■ Aim
From the very first line of the data to the line containing "import React from 'react';", retype everything exactly, leaving the pictures behind.

(Pages as source code)

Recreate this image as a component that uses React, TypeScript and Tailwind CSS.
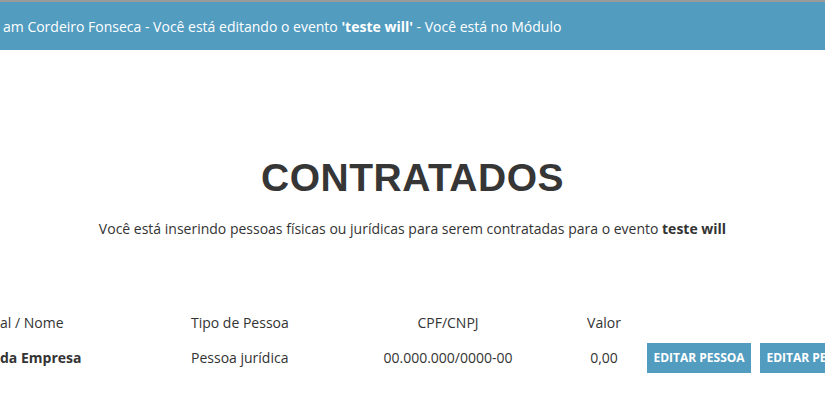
import React from 'react';

const App: React.FC = () => {
  return (
    <div className="w-[825px] h-[420px] overflow-hidden bg-white text-[#333] font-['Open_Sans',sans-serif]">
      {/* Barra superior */}
      <div className="border-t-2 border-[#9a9a9a] bg-[#519cbf] h-[50px] flex items-center pl-[3px] text-white text-[14px] whitespace-nowrap">
        am Cordeiro Fonseca - Você está editando o evento&nbsp;<b>'teste will'</b>&nbsp;- Você está no Módulo
      </div>

      {/* Título */}
      <div className="pt-[105px] flex flex-col items-center">
        <h1 className="text-[39px] leading-[46px] font-bold tracking-[0.5px] text-[#363636] font-['Liberation_Sans',sans-serif]">
          CONTRATADOS
        </h1>
        <p className="mt-[18px] text-[14px] leading-[20px]">
          Você está inserindo pessoas físicas ou jurídicas para serem contratadas para o evento <b>teste will</b>
        </p>
      </div>

      {/* Tabela */}
      <div className="mt-[70px] text-[14px] leading-[20px]">
        <div className="flex items-center h-[28px]">
          <div className="w-[191px] shrink-0">al / Nome</div>
          <div className="w-[172px] shrink-0">Tipo de Pessoa</div>
          <div className="w-[201px] shrink-0 pr-[31px] text-center">CPF/CNPJ</div>
          <div className="w-[80px] shrink-0 text-center">Valor</div>
        </div>
        <div className="flex items-center h-[42px]">
          <div className="w-[191px] shrink-0 font-bold">da Empresa</div>
          <div className="w-[172px] shrink-0">Pessoa jurídica</div>
          <div className="w-[201px] shrink-0 pr-[31px] text-center">00.000.000/0000-00</div>
          <div className="w-[80px] shrink-0 text-center">0,00</div>
          <div className="flex gap-[9px] pl-[3px] whitespace-nowrap">
            <button className="h-[30px] w-[104px] shrink-0 bg-[#519cbf] text-white text-[12px] font-bold">EDITAR PESSOA</button>
            <button className="h-[30px] w-[104px] shrink-0 bg-[#519cbf] text-white text-[12px] font-bold">EDITAR PESSOA</button>
          </div>
        </div>
      </div>
    </div>
  );
};

export default App;
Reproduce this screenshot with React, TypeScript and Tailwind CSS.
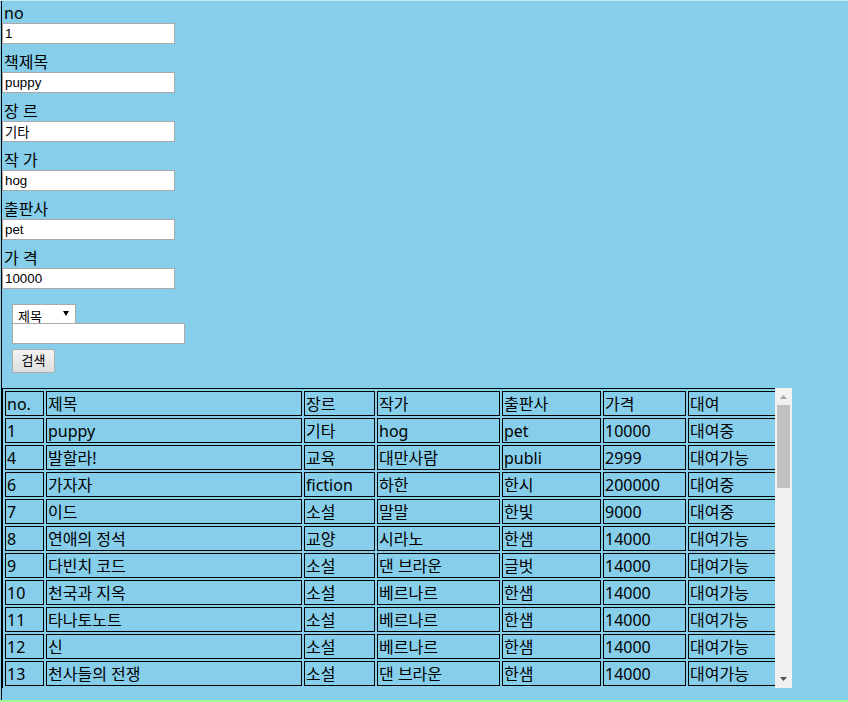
import React from "react";

const fields = [
  { label: "no", value: "1" },
  { label: "책제목", value: "puppy" },
  { label: "장 르", value: "기타" },
  { label: "작 가", value: "hog" },
  { label: "출판사", value: "pet" },
  { label: "가 격", value: "10000" },
];

const books = [
  ["1", "puppy", "기타", "hog", "pet", "10000", "대여중"],
  ["4", "발할라!", "교육", "대만사람", "publi", "2999", "대여가능"],
  ["6", "가자자", "fiction", "하한", "한시", "200000", "대여중"],
  ["7", "이드", "소설", "말말", "한빛", "9000", "대여중"],
  ["8", "연애의 정석", "교양", "시라노", "한샘", "14000", "대여가능"],
  ["9", "다빈치 코드", "소설", "댄 브라운", "글벗", "14000", "대여가능"],
  ["10", "천국과 지옥", "소설", "베르나르", "한샘", "14000", "대여가능"],
  ["11", "타나토노트", "소설", "베르나르", "한샘", "14000", "대여가능"],
  ["12", "신", "소설", "베르나르", "한샘", "14000", "대여가능"],
  ["13", "천사들의 전쟁", "소설", "댄 브라운", "한샘", "14000", "대여가능"],
];

const headers = ["no.", "제목", "장르", "작가", "출판사", "가격", "대여"];
const widths = ["w-[39px]", "w-[256px]", "w-[71px]", "w-[123px]", "w-[99px]", "w-[83px]", "w-[100px]"];

const cell = "border border-black px-[1px] pt-[2px] pb-0 leading-[21px] h-[25px] font-normal text-left whitespace-nowrap overflow-hidden";

export default function App() {
  return (
    <div className="w-[848px] h-[702px] bg-[#87ceeb] flex flex-col text-black font-['Noto_Sans','Noto_Sans_CJK_KR',sans-serif]">
      <div className="h-px bg-[#c6e6f4]" />
      <div className="flex-1 flex">
        <div className="w-px" />
        <div className="w-px bg-black" />
        <div className="flex-1 flex flex-col pt-[2px]">
          {fields.map((f) => (
            <div key={f.label} className="mb-[8px]">
              <div className="h-[20px] leading-[20px] text-[16px] pl-[2px]">{f.label}</div>
              <input
                readOnly
                defaultValue={f.value}
                className="block w-[173px] h-[21px] px-[2px] bg-white border border-[#a9a9a9] text-[13.33px] font-['Liberation_Sans','Noto_Sans_CJK_KR',sans-serif] outline-none"
              />
            </div>
          ))}

          <div className="ml-[10px] mt-[7px] flex flex-col items-start">
            <div className="w-[64px] h-[19px] bg-white border border-b-0 border-[#a9a9a9] flex justify-between pl-[5px] pr-[6px] pt-[4px] text-[13px] leading-[15px] font-['Liberation_Sans','Noto_Sans_CJK_KR',sans-serif]">
              <span>제목</span>
              <svg width="6" height="5" viewBox="0 0 6 5" className="mt-[2px]">
                <path d="M0 0H6L3 5Z" fill="#000" />
              </svg>
            </div>
            <input
              readOnly
              className="block w-[173px] h-[21px] px-[2px] bg-white border border-[#a9a9a9] text-[13.33px] outline-none"
            />
            <button className="block mt-[5px] w-[43px] h-[24px] border border-[#adadad] rounded-[2px] bg-gradient-to-b from-[#f4f4f4] to-[#dedede] text-[13px] leading-[20px] font-['Liberation_Sans','Noto_Sans_CJK_KR',sans-serif]">
              검색
            </button>
          </div>

          <div className="mt-[15px] h-[300px] w-[790px] flex">
            <div className="w-[773px] h-full overflow-hidden">
              <table className="table-fixed w-[788px] border-separate border-spacing-[2px] border border-black text-[16px]">
                <thead>
                  <tr>
                    {headers.map((h, i) => (
                      <th key={h} className={`${cell} ${widths[i]}`}>
                        {h}
                      </th>
                    ))}
                  </tr>
                </thead>
                <tbody>
                  {books.map((b) => (
                    <tr key={b[0]}>
                      {b.map((v, i) => (
                        <td key={i} className={cell}>
                          {v}
                        </td>
                      ))}
                    </tr>
                  ))}
                </tbody>
              </table>
            </div>
            <div className="w-[17px] h-full bg-[#f1f1f1] flex flex-col">
              <div className="h-[17px] flex justify-center pt-[7px]">
                <svg width="7" height="4" viewBox="0 0 7 4">
                  <path d="M3.5 0L7 4H0Z" fill="#a3a3a3" />
                </svg>
              </div>
              <div className="mx-[2px] h-[83px] bg-[#c1c1c1]" />
              <div className="flex-1" />
              <div className="h-[17px] flex justify-center pt-[6px]">
                <svg width="7" height="4" viewBox="0 0 7 4">
                  <path d="M0 0H7L3.5 4Z" fill="#505050" />
                </svg>
              </div>
            </div>
          </div>
        </div>
      </div>
      <div className="h-[2px] bg-[#98fb98]" />
    </div>
  );
}
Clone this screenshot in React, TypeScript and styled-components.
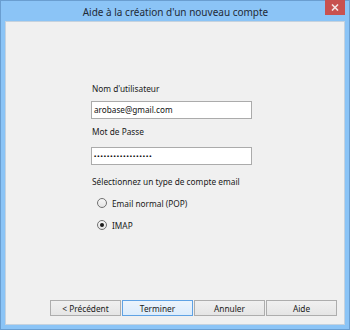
import React from "react";
import styled, { createGlobalStyle } from "styled-components";

const Global = createGlobalStyle`
  html, body { margin: 0; padding: 0; background: #ffffff; }
  * { box-sizing: border-box; }
`;

const Window = styled.div`
  width: 350px;
  height: 330px;
  border: 1px solid #6a9ed0;
  background: #8bc4f6;
  display: flex;
  flex-direction: column;
  font-family: "Noto Sans", "Open Sans", sans-serif;
`;

const TitleBar = styled.div`
  height: 20px;
  position: relative;
  display: flex;
  align-items: center;
  justify-content: center;
`;

const Title = styled.div`
  font-size: 10px;
  color: #1f2a36;
  line-height: 20px;
  margin-left: 1px;
  margin-top: 1px;
`;

const CloseButton = styled.div`
  position: absolute;
  top: -1px;
  right: 4px;
  width: 20px;
  height: 15px;
  background: #c8514f;
  display: flex;
  align-items: center;
  justify-content: center;
`;

const Content = styled.div`
  flex: 1;
  margin: 0 4px 4px 4px;
  background: #f0f0f0;
  border: 1px solid #c5d2de;
  display: flex;
  flex-direction: column;
  padding: 61px 7px 8px 85px;
`;

const Form = styled.div`
  display: flex;
  flex-direction: column;
  width: 161px;
`;

const Label = styled.div<{ $gap: number }>`
  font-size: 8.3px;
  line-height: 12px;
  height: 12px;
  color: #1a1a1a;
  margin-left: 1px;
  margin-top: ${(p) => p.$gap}px;
  white-space: nowrap;
`;

const Field = styled.div<{ $gap: number; $dots?: boolean }>`
  height: 18px;
  width: 161px;
  background: #ffffff;
  border: 1px solid #ababab;
  margin-top: ${(p) => p.$gap}px;
  padding-left: 2px;
  font-size: ${(p) => (p.$dots ? "6px" : "8.2px")};
  font-weight: ${(p) => (p.$dots ? 700 : 400)};
  letter-spacing: ${(p) => (p.$dots ? "1px" : "0")};
  line-height: 16px;
  color: #111;
  white-space: nowrap;
  overflow: hidden;
`;

const RadioRow = styled.div<{ $gap: number }>`
  display: flex;
  align-items: center;
  height: 14px;
  margin-top: ${(p) => p.$gap}px;
  padding-left: 6px;
  gap: 5px;
  font-size: 8.3px;
  color: #1a1a1a;
`;

const RadioCircle = styled.span<{ $checked?: boolean }>`
  width: 10px;
  height: 10px;
  border-radius: 50%;
  border: 1px solid #707070;
  background: linear-gradient(#f6f6f6, #e4e4e4);
  display: flex;
  align-items: center;
  justify-content: center;
  &::after {
    content: "";
    width: 4px;
    height: 4px;
    border-radius: 50%;
    background: ${(p) => (p.$checked ? "#1b1b1b" : "transparent")};
  }
`;

const ButtonRow = styled.div`
  margin-top: auto;
  display: flex;
  justify-content: flex-end;
  gap: 1px;
  margin-right: 0;
  margin-left: -42px;
`;

const Button = styled.div<{ $default?: boolean }>`
  width: 71px;
  height: 16px;
  border: 1px solid ${(p) => (p.$default ? "#5fa2e4" : "#adadad")};
  background: ${(p) =>
    p.$default
      ? "linear-gradient(#ecf4fc, #dcecfc)"
      : "linear-gradient(#f0f0f0, #e5e5e5)"};
  display: flex;
  align-items: center;
  justify-content: center;
  font-size: 8.3px;
  color: #1a1a1a;
`;

export default function App() {
  return (
    <>
      <Global />
      <Window>
        <TitleBar>
          <Title>Aide à la création d'un nouveau compte</Title>
          <CloseButton>
            <svg width="8" height="7" viewBox="0 0 8 7">
              <path d="M1 0.5 L7 6.5 M7 0.5 L1 6.5" stroke="#f4e4e4" strokeWidth="1.6" />
            </svg>
          </CloseButton>
        </TitleBar>
        <Content>
          <Form>
            <Label $gap={0}>Nom d'utilisateur</Label>
            <Field $gap={6}>arobase@gmail.com</Field>
            <Label $gap={7}>Mot de Passe</Label>
            <Field $gap={9} $dots>••••••••••••••••••</Field>
            <Label $gap={11}>Sélectionnez un type de compte email</Label>
            <RadioRow $gap={8}>
              <RadioCircle />
              <span>Email normal (POP)</span>
            </RadioRow>
            <RadioRow $gap={8}>
              <RadioCircle $checked />
              <span>IMAP</span>
            </RadioRow>
          </Form>
          <ButtonRow>
            <Button>&lt; Précédent</Button>
            <Button $default>Terminer</Button>
            <Button>Annuler</Button>
            <Button>Aide</Button>
          </ButtonRow>
        </Content>
      </Window>
    </>
  );
}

■ Exercise output
Recreate this image as a component that uses React, TypeScript and Tailwind CSS.
import React from 'react';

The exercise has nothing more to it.